Can anyone in America today imagine not knowing that a big snowstorm was heading his/her way? This morning in southern Illinois there is ice everywhere. Yesterday on my afternoon walk with the dogs, I was warm just wearing a sweatshirt. It was in the high 50s but by evening it was in the 20s. However, I knew what was coming today and most schools cancelled classes last night.
Minnie Freeman (Penney) was an 1885 initiate of the Pi Beta Phi chapter at Methodist Episcopal College of York, Nebraska. On January 12, 1888, 130 years ago today, she was a 19 year-old teaching in a sod schoolhouse about six miles south of Ord, Nebraska, in an area known as Mira Valley. During a sudden, fierce Nebraska blizzard, she saved the lives of 13 of her students by leading them from her schoolhouse to the nearest farm, a mile away. The temperatures, which had been unseasonable warm when the students walked to school, had dropped substantially, the wind was ranging, and the snow was blinding.
More than 200 people on the Great Plains were killed by that storm called the “Schoolhouse Blizzard,” most of them children who couldn’t get home from school. In 1888, the Song of the Great Blizzard: Thirteen Were Saved or Nebraska’s Fearless Maid, was written in her honor by William Vincent.
Freeman was given a gold medal by the State Education Board, a wax bust of her was exhibited across the country, and she received more than 80 marriage proposals.
The account as it appears in the March 1888 Arrow:
The Omaha Herald calls for a medal of honor from the state of Nebraska for Minnie Freeman and THE ARROW seconds the motion.
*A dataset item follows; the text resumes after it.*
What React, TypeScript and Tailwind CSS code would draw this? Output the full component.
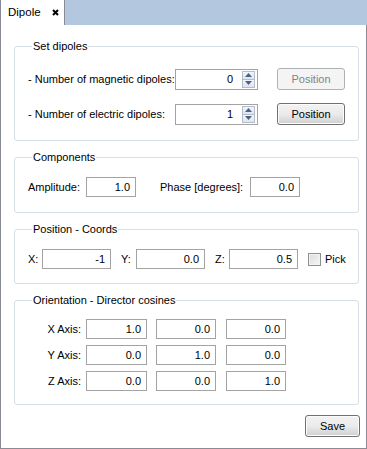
// Dipole panel - tabbed dialog with group boxes

const FONT = "font-['Liberation_Sans',Arial,sans-serif]";

function Field({ value, w }: { value: string; w: string }) {
  return (
    <div className={`${w} h-[20px] shrink-0 border border-[#a3a3a3] bg-white flex items-center justify-end pr-[5px]`}>
      {value}
    </div>
  );
}

function SpinBox({ value }: { value: string }) {
  return (
    <div className="w-[83px] h-[21px] shrink-0 border border-[#a3a3a3] bg-white flex items-center justify-end pr-[2px] gap-[9px]">
      <span>{value}</span>
      <div className="flex flex-col h-[17px] w-[13px]">
        <div className="flex-1 border border-[#b5bdc9] bg-gradient-to-b from-[#f3f6fb] to-[#dde4ee] flex items-center justify-center">
          <svg width="7" height="4" viewBox="0 0 7 4"><path d="M0 4 L3.5 0 L7 4 Z" fill="#4d6185" /></svg>
        </div>
        <div className="flex-1 border border-t-0 border-[#b5bdc9] bg-gradient-to-b from-[#f3f6fb] to-[#dde4ee] flex items-center justify-center">
          <svg width="7" height="4" viewBox="0 0 7 4"><path d="M0 0 L3.5 4 L7 0 Z" fill="#4d6185" /></svg>
        </div>
      </div>
    </div>
  );
}

function Button({ label, disabled, w }: { label: string; disabled?: boolean; w: string }) {
  if (disabled) {
    return (
      <div className={`${w} h-[22px] shrink-0 rounded-[3px] border border-[#adb2b5] bg-[#f4f4f4] text-[#838383] flex items-center justify-center`}>
        {label}
      </div>
    );
  }
  return (
    <div className={`${w} h-[22px] shrink-0 rounded-[3px] border border-[#707070] bg-gradient-to-b from-[#f2f2f2] via-[#ebebeb] to-[#cfcfcf] flex items-center justify-center shadow-[inset_0_0_0_1px_#fcfcfc]`}>
      {label}
    </div>
  );
}

function Group({ title, children, className }: { title: string; children: React.ReactNode; className: string }) {
  return (
    <fieldset className={`border border-[#d5dfe5] rounded-[3px] ${className}`}>
      <legend className="ml-[4px] px-[1px] leading-[13px]">{title}</legend>
      {children}
    </fieldset>
  );
}

export default function App() {
  return (
    <div className={`w-[367px] h-[449px] bg-white text-[11px] text-black ${FONT} flex flex-col`}>
      {/* Tab bar */}
      <div className="h-[25px] shrink-0 bg-[#b3c7df] flex">
        <div className="w-[65px] h-full bg-white border-l border-r border-[#898c95] flex items-center pl-[7px] gap-[11px]">
          <span className="text-[11.5px]">Dipole</span>
          <svg width="7" height="7" viewBox="0 0 7 7">
            <path d="M1 1 L6 6 M6 1 L1 6" stroke="#000" strokeWidth="2" />
          </svg>
        </div>
      </div>

      {/* Panel */}
      <div className="flex-1 border-l border-r border-b border-[#898c95] pl-[13px] pr-[7px] pt-[15px] flex flex-col">
        <Group title="Set dipoles" className="pt-[15px] pb-[15px] pl-[13px] pr-[13px] flex flex-col gap-[13px]">
          <div className="flex items-center">
            <span className="w-[147px]">- Number of magnetic dipoles:</span>
            <SpinBox value="0" />
            <div className="ml-auto"><Button label="Position" disabled w="w-[68px]" /></div>
          </div>
          <div className="flex items-center">
            <span className="w-[147px]">- Number of electric dipoles:</span>
            <SpinBox value="1" />
            <div className="ml-auto"><Button label="Position" w="w-[68px]" /></div>
          </div>
        </Group>

        <Group title="Components" className="mt-[10px] pt-[13px] pb-[15px] pl-[13px]">
          <div className="flex items-center">
            <span className="w-[58px]">Amplitude:</span>
            <Field value="1.0" w="w-[50px]" />
            <span className="ml-[24px] w-[90px]">Phase [degrees]:</span>
            <Field value="0.0" w="w-[50px]" />
          </div>
        </Group>

        <Group title="Position - Coords" className="mt-[10px] pt-[13px] pb-[14px] pl-[13px]">
          <div className="flex items-center">
            <span className="w-[14px]">X:</span>
            <Field value="-1" w="w-[69px]" />
            <span className="ml-[10px] w-[15px]">Y:</span>
            <Field value="0.0" w="w-[69px]" />
            <span className="ml-[10px] w-[14px]">Z:</span>
            <Field value="0.5" w="w-[69px]" />
            <div className="ml-[10px] w-[13px] h-[13px] border border-[#8e8f8f] bg-gradient-to-br from-[#dcdcdc] to-[#f7f7f7] shadow-[inset_0_0_0_1px_#f4f4f4]" />
            <span className="ml-[4px]">Pick</span>
          </div>
        </Group>

        <Group title="Orientation - Director cosines" className="mt-[10px] pt-[12px] pb-[13px] pl-[13px] flex flex-col gap-[6px]">
          {[
            ['X Axis:', '1.0', '0.0', '0.0'],
            ['Y Axis:', '0.0', '1.0', '0.0'],
            ['Z Axis:', '0.0', '0.0', '1.0'],
          ].map(([label, a, b, c]) => (
            <div key={label} className="flex items-center">
              <span className="w-[58px] text-right pr-[5px]">{label}</span>
              <Field value={a} w="w-[61px]" />
              <div className="ml-[9px]"><Field value={b} w="w-[60px]" /></div>
              <div className="ml-[10px]"><Field value={c} w="w-[60px]" /></div>
            </div>
          ))}
        </Group>

        <div className="mt-[10px] flex justify-end -mr-[1px]">
          <Button label="Save" w="w-[55px]" />
        </div>
      </div>
    </div>
  );
}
She teaches a school in the vicinity of Ord. When big blizzard of Friday last came along, it blew the door of the school-house off its hinges, and then lifted the roof from the walls. The brave school mistress tied her thirteen young charges together, took the smallest in her arms,
They were blinded and buffeted by the merciless north wind; they were tripped up by the drifts and blown down between times; but they struggled along together, and finally reached a sheltering roof, where the nearest patron of the school lived, to be welcomed from the very jaws of death. It was the pluck and level head of Minnie Freeman that saved those thirteen lives.
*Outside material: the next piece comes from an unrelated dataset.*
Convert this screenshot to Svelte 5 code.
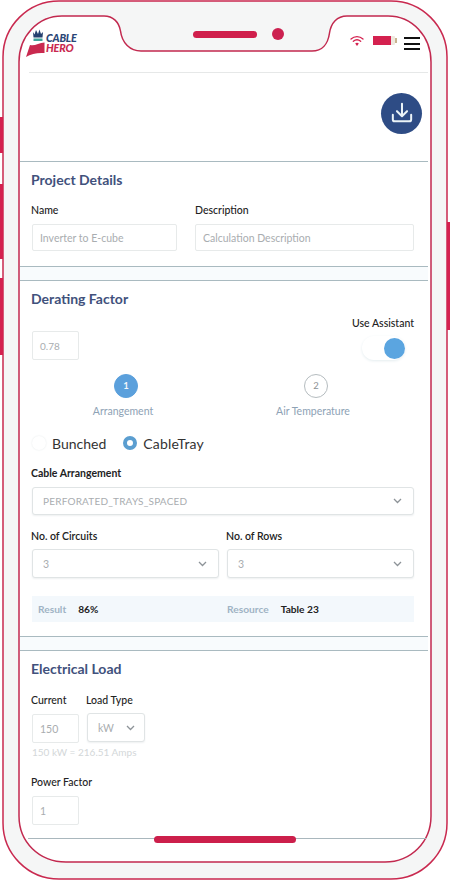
<script>
  const chevron = 'M1 1l3.500 3.500 3.500-3.500'
</script>

<div class="phone">
  <svg class="frame" width="450" height="880" viewBox="0 0 450 880" aria-hidden="true">
    <rect x="3" y="1" width="444" height="878" rx="56" fill="#f5f6f6" stroke="#c9294f" stroke-width="1.5" />
    <path
      d="M19 62C19 36 38 16 62 16H104C113 16 119 22 120.500 31C122 43 130 51 141 51H312C322 51 328 44 329.500 33C331 23 337 16 347 16H388C412 16 431 36 431 62V816C431 842 411 862 385 862H66C39 862 19 842 19 816Z"
      fill="#fff"
      stroke="#c2294f"
      stroke-width="1.5"
    />
    <rect x="0" y="117" width="3" height="36" fill="#d4214f" />
    <rect x="0" y="184" width="3" height="75" fill="#d4214f" />
    <rect x="0" y="278" width="3" height="77" fill="#d4214f" />
    <rect x="447" y="222" width="3" height="108" fill="#d4214f" />
  </svg>

  <div class="top">
    <div class="logo">
      <svg width="20" height="28" viewBox="0 0 20 28" aria-hidden="true">
        <path d="M7 3l1.500 2.500L10 1l2 4 1.500-4.500L15 5l2-2-.500 5.500H7.500z" fill="#25406f" />
        <path d="M7.500 9.500h9v2.500h-9z" fill="#3fa39a" />
        <path d="M4 16C8 17.500 13 14 18.500 13.500V24C12 23.500 5 24.500 0 28Z" fill="#c9294f" />
      </svg>
      <div class="wordmark">
        <span class="cable">CABLE</span>
        <span class="hero">HERO</span>
      </div>
    </div>
    <div class="speaker"></div>
    <div class="camera"></div>
    <svg class="wifi" width="14" height="12" viewBox="0 0 14 12" aria-hidden="true">
      <g fill="none" stroke="#d4214f" stroke-width="1.300" stroke-linecap="round">
        <path d="M1 4C4.500 .8 9.500 .8 13 4" />
        <path d="M3.300 6.300C5.500 4.400 8.500 4.400 10.700 6.300" />
      </g>
      <path d="M5.200 8.400C6.200 7.500 7.800 7.500 8.800 8.400L7 11z" fill="#d4214f" />
    </svg>
    <div class="battery"><span></span></div>
    <div class="burger"><i></i><i></i><i></i></div>
  </div>

  <main>
    <section class="actions">
      <button class="download" aria-label="Download">
        <svg width="22" height="22" viewBox="0 0 24 24" fill="none" stroke="#eaf3f7" stroke-width="2.200" stroke-linecap="round" stroke-linejoin="round">
          <path d="M2 14v5a2 2 0 0 0 2 2h16a2 2 0 0 0 2-2v-5" />
          <path d="M12 2v13M6.500 10l5.500 5.500 5.500-5.500" />
        </svg>
      </button>
    </section>

    <section class="card project">
      <h2>Project Details</h2>
      <div class="two">
        <div>
          <label class="lead" for="name">Name</label>
          <div id="name" class="box tall">Inverter to E-cube</div>
        </div>
        <div>
          <label for="desc">Description</label>
          <div id="desc" class="box tall">Calculation Description</div>
        </div>
      </div>
    </section>
    <div class="band"></div>

    <section class="card derating">
      <h2>Derating Factor</h2>
      <div class="factor">
        <div class="box small">0.78</div>
        <div class="assistant">
          <span class="lbl">Use Assistant</span>
          <div class="toggle"><span></span></div>
        </div>
      </div>

      <div class="stepper">
        <div class="step">
          <div class="dot active">1</div>
          <span>Arrangement</span>
        </div>
        <div class="step">
          <div class="dot">2</div>
          <span>Air Temperature</span>
        </div>
      </div>

      <div class="radios">
        <span class="radio"></span>
        <span class="rlabel">Bunched</span>
        <span class="radio on"></span>
        <span class="rlabel">CableTray</span>
      </div>

      <span class="lbl arrangement">Cable Arrangement</span>
      <div class="box select wide">
        <span class="caps">PERFORATED_TRAYS_SPACED</span>
        <svg width="9" height="6" viewBox="0 0 9 6"><path d={chevron} /></svg>
      </div>

      <div class="circuits">
        <div>
          <span class="lbl">No. of Circuits</span>
          <div class="box select">
            <span>3</span>
            <svg width="9" height="6" viewBox="0 0 9 6"><path d={chevron} /></svg>
          </div>
        </div>
        <div>
          <span class="lbl">No. of Rows</span>
          <div class="box select">
            <span>3</span>
            <svg width="9" height="6" viewBox="0 0 9 6"><path d={chevron} /></svg>
          </div>
        </div>
      </div>

      <div class="result">
        <div><span class="key">Result</span><b>86%</b></div>
        <div><span class="key">Resource</span><b>Table 23</b></div>
      </div>
    </section>
    <div class="band"></div>

    <section class="card load">
      <h2>Electrical Load</h2>
      <div class="loadrow">
        <div>
          <span class="lbl lead">Current</span>
          <div class="box small">150</div>
        </div>
        <div>
          <span class="lbl">Load Type</span>
          <div class="box select unit">
            <span>kW</span>
            <svg width="9" height="6" viewBox="0 0 9 6"><path d={chevron} /></svg>
          </div>
        </div>
      </div>
      <p class="hint">150 kW = 216.51 Amps</p>
      <span class="lbl lead power">Power Factor</span>
      <div class="box small">1</div>
    </section>
    <div class="home"></div>
  </main>
</div>

<style>
  :global(body) {
    background: #fff;
  }
  .phone {
    position: relative;
    width: 450px;
    height: 880px;
    overflow: hidden;
    font-family: Lato, "Open Sans", sans-serif;
    color: #222;
  }
  .frame {
    position: absolute;
    top: 0;
    left: 0;
  }
  .top {
    position: relative;
    display: flex;
    align-items: flex-start;
    height: 72px;
    padding-left: 26px;
    box-sizing: border-box;
  }
  .logo {
    display: flex;
    width: 54px;
    margin-top: 29px;
  }
  .wordmark {
    display: flex;
    flex-direction: column;
    margin-top: 4px;
    font-style: italic;
    font-weight: 900;
    font-size: 10.800px;
    line-height: 9.500px;
    letter-spacing: -0.2px;
  }
  .cable {
    color: #2b4676;
  }
  .hero {
    color: #c9294f;
  }
  .speaker {
    width: 64px;
    height: 7px;
    margin: 31px 0 0 113px;
    border-radius: 4px;
    background: #d01f4c;
  }
  .camera {
    width: 12px;
    height: 12px;
    margin: 28px 0 0 15px;
    border-radius: 50%;
    background: #cc2150;
  }
  .wifi {
    margin: 35px 0 0 66px;
  }
  .battery {
    position: relative;
    width: 22px;
    height: 9px;
    margin: 36px 2px 0 9px;
    border-radius: 1px;
    background: #efe9df;
  }
  .battery::after {
    content: "";
    position: absolute;
    right: -2px;
    top: 2px;
    width: 2px;
    height: 5px;
    background: #c8b490;
  }
  .battery span {
    display: block;
    width: 18px;
    height: 9px;
    background: #d4214f;
  }
  .burger {
    display: flex;
    flex-direction: column;
    gap: 3.500px;
    width: 16px;
    margin: 37px 0 0 7px;
  }
  .burger i {
    height: 2px;
    background: #111;
  }
  main {
    position: relative;
    width: 408px;
    margin-left: 20px;
  }
  .actions {
    display: flex;
    justify-content: flex-end;
    align-items: center;
    height: 89px;
    margin-left: 9px;
    padding: 0 6px 8px 0;
    border-top: 1px solid #e6e8e8;
    box-sizing: border-box;
  }
  .download {
    display: flex;
    align-items: center;
    justify-content: center;
    width: 41px;
    height: 41px;
    padding: 0;
    border: 0;
    border-radius: 50%;
    background: #2e4c85;
  }
  .card {
    padding: 9px 14px 0 12px;
    border-top: 1px solid #a9bac0;
    box-sizing: border-box;
  }
  .band {
    height: 13px;
    background: #f8fbfd;
  }
  .project {
    height: 106px;
    border-bottom: 1px solid #a9bac0;
  }
  .derating {
    height: 357px;
    border-bottom: 1px solid #a9bac0;
  }
  .load {
    height: 187px;
  }
  h2 {
    margin: 0 0 0 -1px;
    font-size: 14px;
    line-height: 18px;
    font-weight: 700;
    color: #41517c;
  }
  label,
  .lbl {
    display: block;
    font-size: 10.500px;
    line-height: 14px;
    font-weight: 500;
    color: #222;
  }
  .lead {
    margin-left: -1px;
  }
  .two {
    display: grid;
    grid-template-columns: 145px 219px;
    gap: 18px;
    margin-top: 14px;
  }
  .box {
    display: flex;
    align-items: center;
    height: 29px;
    margin-top: 6px;
    padding: 0 7px;
    box-sizing: border-box;
    border: 1px solid #e7eaea;
    border-radius: 2px;
    background: #fff;
    font-size: 10.500px;
    color: #a9adb0;
  }
  .tall {
    height: 27px;
    margin-top: 7px;
  }
  .small {
    width: 47px;
  }
  .factor {
    display: flex;
    justify-content: space-between;
    align-items: flex-end;
    margin-top: 8px;
  }
  .factor .box {
    margin-top: 0;
    font-size: 10px;
  }
  .assistant {
    display: flex;
    flex-direction: column;
    align-items: flex-end;
  }
  .toggle {
    display: flex;
    justify-content: flex-end;
    align-items: center;
    width: 43px;
    height: 24px;
    margin-top: 6px;
    margin-right: 9px;
    border-radius: 12px;
    box-shadow: 0 1px 3px #e4ecef;
  }
  .toggle span {
    width: 21px;
    height: 21px;
    border-radius: 50%;
    background: #5ba5e0;
  }
  .stepper {
    display: grid;
    grid-template-columns: 188px 192px;
    margin-top: 14px;
  }
  .step {
    display: flex;
    flex-direction: column;
    align-items: center;
    font-size: 10.500px;
    line-height: 14px;
    color: #8ea2b5;
  }
  .step span {
    margin: 6px 6px 0 0;
  }
  .dot {
    width: 24px;
    height: 24px;
    box-sizing: border-box;
    border: 1px solid #b5bcbf;
    border-radius: 50%;
    text-align: center;
    line-height: 22px;
    font-size: 9.500px;
    color: #8b9296;
  }
  .dot.active {
    border-color: #5ba0dc;
    background: #5ba0dc;
    color: #f4f8fb;
    font-weight: 700;
  }
  .radios {
    display: flex;
    align-items: center;
    height: 18px;
    margin-top: 16px;
    font-size: 14px;
    color: #333;
  }
  .radio {
    width: 14px;
    height: 14px;
    box-sizing: border-box;
    border-radius: 50%;
    box-shadow: 0 0 2px #e3e7e8;
  }
  .radio.on {
    margin-left: 17px;
    border: 4.500px solid #5b9ed0;
    background: #fff;
    box-shadow: none;
  }
  .rlabel {
    margin-left: 6px;
  }
  .radio.on + .rlabel {
    margin-left: 6px;
    letter-spacing: 0.2px;
  }
  .arrangement {
    margin: 14px 0 0 -1px;
    font-weight: 700;
  }
  .select {
    justify-content: space-between;
    padding: 0 11px 0 10px;
    border-color: #e0e4e5;
    box-shadow: 0 1px 2px #eef0f1;
    border-radius: 3px;
  }
  .select svg {
    flex: none;
    fill: none;
    stroke: #8d9398;
    stroke-width: 1.300;
  }
  .wide {
    height: 28px;
    margin-top: 7px;
  }
  .caps {
    letter-spacing: 0.2px;
    font-size: 10px;
  }
  .circuits {
    display: grid;
    grid-template-columns: 187px 187px;
    gap: 8px;
    margin-top: 14px;
  }
  .circuits .lbl {
    margin-left: -1px;
    font-weight: 600;
  }
  .result {
    display: grid;
    grid-template-columns: 195px 187px;
    align-items: center;
    height: 26px;
    margin-top: 18px;
    background: #f3f8fc;
    font-size: 10.200px;
  }
  .key {
    color: #9fb3c4;
    font-weight: 700;
  }
  .result b {
    font-weight: 700;
    color: #222;
    margin-left: 12px;
  }
  .result > div:first-child {
    padding-left: 6px;
  }
  .loadrow {
    display: flex;
    gap: 7px;
    margin-top: 15px;
  }
  .unit {
    width: 58px;
    margin-left: 1px;
    padding: 0 9px 0 10px;
  }
  .hint {
    margin: 2px 0 0;
    font-size: 10px;
    line-height: 14px;
    color: #d3d7d9;
  }
  .power {
    margin-top: 16px;
  }
  .load .box.small:last-child {
    margin-top: 7px;
  }
  .home {
    position: absolute;
    left: 8px;
    right: 2px;
    top: 766px;
    height: 1px;
    background: #a9b7bd;
  }
  .home::after {
    content: "";
    position: absolute;
    left: 126px;
    top: -2px;
    width: 142px;
    height: 7px;
    border-radius: 4px;
    background: #cc1f4b;
  }
</style>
A poem about Minnie Freeman was written by Flora Lamson, an 1884 initiate of the same chapter. It also appeared it the March 1888 Arrow:
TO MINNIE FREEMAN,
“When e’er a noble deed is wrought,
When e’er is spoken a noble thought,
Our hearts in glad surprise
To higher levels rise.” Longfellow
‘the night and the storm fell together,
On prairie and woodland and lea;
And trembling, the mighty snow-tempest
Held out its cold hand toward the sea.
Like the quick, sharp flash of the lightning
The wind swept the streets and the shore;
It wrenched off the roofs and the chimneys;
It burst ‘gainst windows and doors.
Like a savage excited and frenzied,
It surged up the prairies and down;
It screamed the harsh cry of “Destruction!”
O’er cottage and hilltop and town. ‘
‘Twas a night when we all love our shelter
And dare not to venture abroad;
When the rider clings close to his charger.
And trusts in the mercy of God.
Oh, cruel and merciless blizzard!
We sons of the pioneer know,
Whenever unfriended we meet you,
That you are our bitterest foe!
You snatch off the forms of our darlings;
You bury them under the snow;
And only the days of the future
Your cruelty ever shall know.
But see! Far off in the whirlwind,
A school-house without roof we behold,
The children crouched closely together,
Mute with terror and anguish and cold,
While the fair, girlish form of the teacher
Looks out on the snow-clouds around her
And glances with fear at her fold.
Her sweet face with courage is lighted;
And, taking a wee child in her arms,
A chain of humanity is fastened.
And hastens to brave the alarms.
But look! look! the procession is stumbling.
While trembles the brave, fragile girl;
They struggle ‘mid snow fierce and blinding,
While the merciless winds rise and whirl.
On, on through the storm the chain plunges.
With strength unaccustomed and might.
Till bright through the gloom and fierce storm-clouds
Gleams the home or the children at night.
Thank God that whatever the sadness
That seems to cover this world’s feeble sight.
He always provides a deliverer, and
sends us a sweet ray of light.
Let us praise His omnipotent mercy,
Coming down with the clouds from above,
And rescued our Minnie from ruin,
And made her an angel of love.
To Minnie. brave sister Minnie,
Our message of love we unfold;
And our hearts with gladness are throbbing,
As we point to the arrow of gold.
Blanche M. Burns, (English), another chapter sister of Minnie Freeman’s, wrote this letter to the Arrow:
We would be glad to add some tribute to the flood of praise that comes from all to our now distinguished sister, Minnie Freeman. Truly, the “tiny cord” has been transform’ed, and is drawing to her and firmly binding many friends. We are proud to claim her as ‘Our Minnie,’ and wish for her that these ties may be strong enough to hold through all the” storms of life” she has to face.